**TO BE DONE**
Whenever a line below holds the word "this", copy that line.

**TASK INPUT**
■ ■ ■ ■ ■ ■ ■
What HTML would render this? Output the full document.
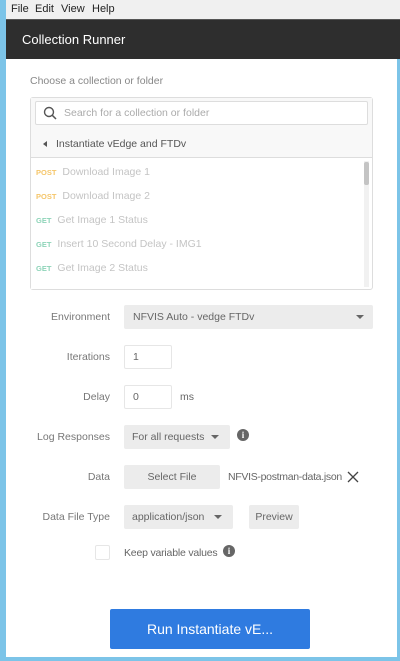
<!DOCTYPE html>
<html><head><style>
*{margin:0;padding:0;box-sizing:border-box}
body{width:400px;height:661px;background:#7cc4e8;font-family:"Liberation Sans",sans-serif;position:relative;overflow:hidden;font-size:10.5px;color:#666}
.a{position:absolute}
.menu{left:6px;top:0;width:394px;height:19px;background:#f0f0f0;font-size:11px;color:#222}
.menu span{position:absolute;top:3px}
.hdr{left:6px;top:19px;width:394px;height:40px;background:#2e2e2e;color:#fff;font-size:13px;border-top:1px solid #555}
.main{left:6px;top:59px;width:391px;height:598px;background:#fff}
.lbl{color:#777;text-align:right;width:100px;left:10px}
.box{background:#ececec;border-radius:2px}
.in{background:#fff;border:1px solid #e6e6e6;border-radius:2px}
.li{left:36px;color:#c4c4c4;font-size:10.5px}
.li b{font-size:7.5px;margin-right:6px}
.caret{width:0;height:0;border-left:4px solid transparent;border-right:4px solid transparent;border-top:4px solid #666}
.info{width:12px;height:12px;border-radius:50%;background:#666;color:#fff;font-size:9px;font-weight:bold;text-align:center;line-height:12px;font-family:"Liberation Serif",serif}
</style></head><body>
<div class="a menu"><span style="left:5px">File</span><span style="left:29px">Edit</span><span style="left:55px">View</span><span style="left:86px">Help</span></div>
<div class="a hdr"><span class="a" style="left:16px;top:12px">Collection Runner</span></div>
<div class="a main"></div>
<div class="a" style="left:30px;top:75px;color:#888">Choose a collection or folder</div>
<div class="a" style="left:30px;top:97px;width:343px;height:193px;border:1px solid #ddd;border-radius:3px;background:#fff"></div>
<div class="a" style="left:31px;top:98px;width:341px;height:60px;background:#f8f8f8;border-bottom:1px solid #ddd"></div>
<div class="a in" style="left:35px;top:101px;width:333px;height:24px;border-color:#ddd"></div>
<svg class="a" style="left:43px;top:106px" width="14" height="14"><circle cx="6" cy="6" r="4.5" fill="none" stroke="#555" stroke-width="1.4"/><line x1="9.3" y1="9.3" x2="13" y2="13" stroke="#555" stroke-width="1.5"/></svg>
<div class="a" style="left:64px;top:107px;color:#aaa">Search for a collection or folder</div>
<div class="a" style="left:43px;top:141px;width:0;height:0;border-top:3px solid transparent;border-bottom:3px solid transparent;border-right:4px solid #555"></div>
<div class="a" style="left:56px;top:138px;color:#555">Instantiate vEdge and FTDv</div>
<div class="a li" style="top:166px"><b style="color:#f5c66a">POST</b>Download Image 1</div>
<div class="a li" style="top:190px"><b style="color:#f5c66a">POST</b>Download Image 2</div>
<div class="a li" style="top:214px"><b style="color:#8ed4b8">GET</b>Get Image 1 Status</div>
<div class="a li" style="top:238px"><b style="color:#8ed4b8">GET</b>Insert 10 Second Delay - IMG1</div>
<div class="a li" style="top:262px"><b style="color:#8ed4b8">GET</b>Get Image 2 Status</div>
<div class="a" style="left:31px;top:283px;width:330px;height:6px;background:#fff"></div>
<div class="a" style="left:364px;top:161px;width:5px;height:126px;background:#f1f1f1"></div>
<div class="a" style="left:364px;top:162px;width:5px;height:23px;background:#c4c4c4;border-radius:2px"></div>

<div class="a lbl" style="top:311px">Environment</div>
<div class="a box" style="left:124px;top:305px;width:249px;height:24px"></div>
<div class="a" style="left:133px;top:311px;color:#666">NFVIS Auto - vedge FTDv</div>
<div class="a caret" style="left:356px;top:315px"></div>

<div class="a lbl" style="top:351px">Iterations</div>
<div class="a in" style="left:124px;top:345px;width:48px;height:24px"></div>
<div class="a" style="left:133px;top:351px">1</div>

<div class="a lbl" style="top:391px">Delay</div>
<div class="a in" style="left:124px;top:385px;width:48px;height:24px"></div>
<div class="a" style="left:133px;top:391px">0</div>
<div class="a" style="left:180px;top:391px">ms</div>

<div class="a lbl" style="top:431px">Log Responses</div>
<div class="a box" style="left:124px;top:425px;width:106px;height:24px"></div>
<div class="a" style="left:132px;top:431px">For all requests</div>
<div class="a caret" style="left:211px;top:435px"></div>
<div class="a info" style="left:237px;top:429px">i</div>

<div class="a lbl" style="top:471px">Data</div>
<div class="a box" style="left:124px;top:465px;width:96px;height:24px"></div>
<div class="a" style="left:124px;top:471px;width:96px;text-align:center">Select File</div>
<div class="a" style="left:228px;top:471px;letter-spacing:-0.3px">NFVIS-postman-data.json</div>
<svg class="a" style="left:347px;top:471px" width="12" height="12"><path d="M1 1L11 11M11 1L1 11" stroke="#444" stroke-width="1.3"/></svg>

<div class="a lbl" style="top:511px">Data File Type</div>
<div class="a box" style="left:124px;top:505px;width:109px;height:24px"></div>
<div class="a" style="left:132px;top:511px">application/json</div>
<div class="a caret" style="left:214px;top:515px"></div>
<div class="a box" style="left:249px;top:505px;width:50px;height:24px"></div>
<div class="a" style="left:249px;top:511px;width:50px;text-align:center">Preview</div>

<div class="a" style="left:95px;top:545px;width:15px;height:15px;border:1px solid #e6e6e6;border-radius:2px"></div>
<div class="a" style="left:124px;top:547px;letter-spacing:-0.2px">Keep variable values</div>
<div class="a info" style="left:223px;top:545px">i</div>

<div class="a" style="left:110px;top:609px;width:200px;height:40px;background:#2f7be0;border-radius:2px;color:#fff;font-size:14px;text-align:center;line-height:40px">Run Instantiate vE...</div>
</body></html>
■ ■ ■ ■ ■ ■ ■
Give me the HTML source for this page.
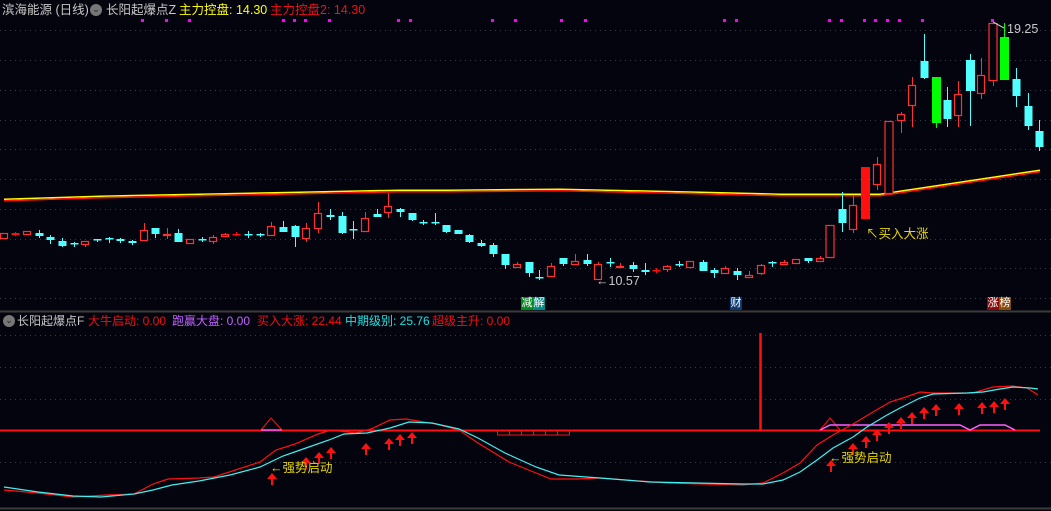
■ ■ ■ ■ ■ ■ ■
**TASK RESULT**
What HTML would render this? Output the full document.
Give me the HTML source for this page.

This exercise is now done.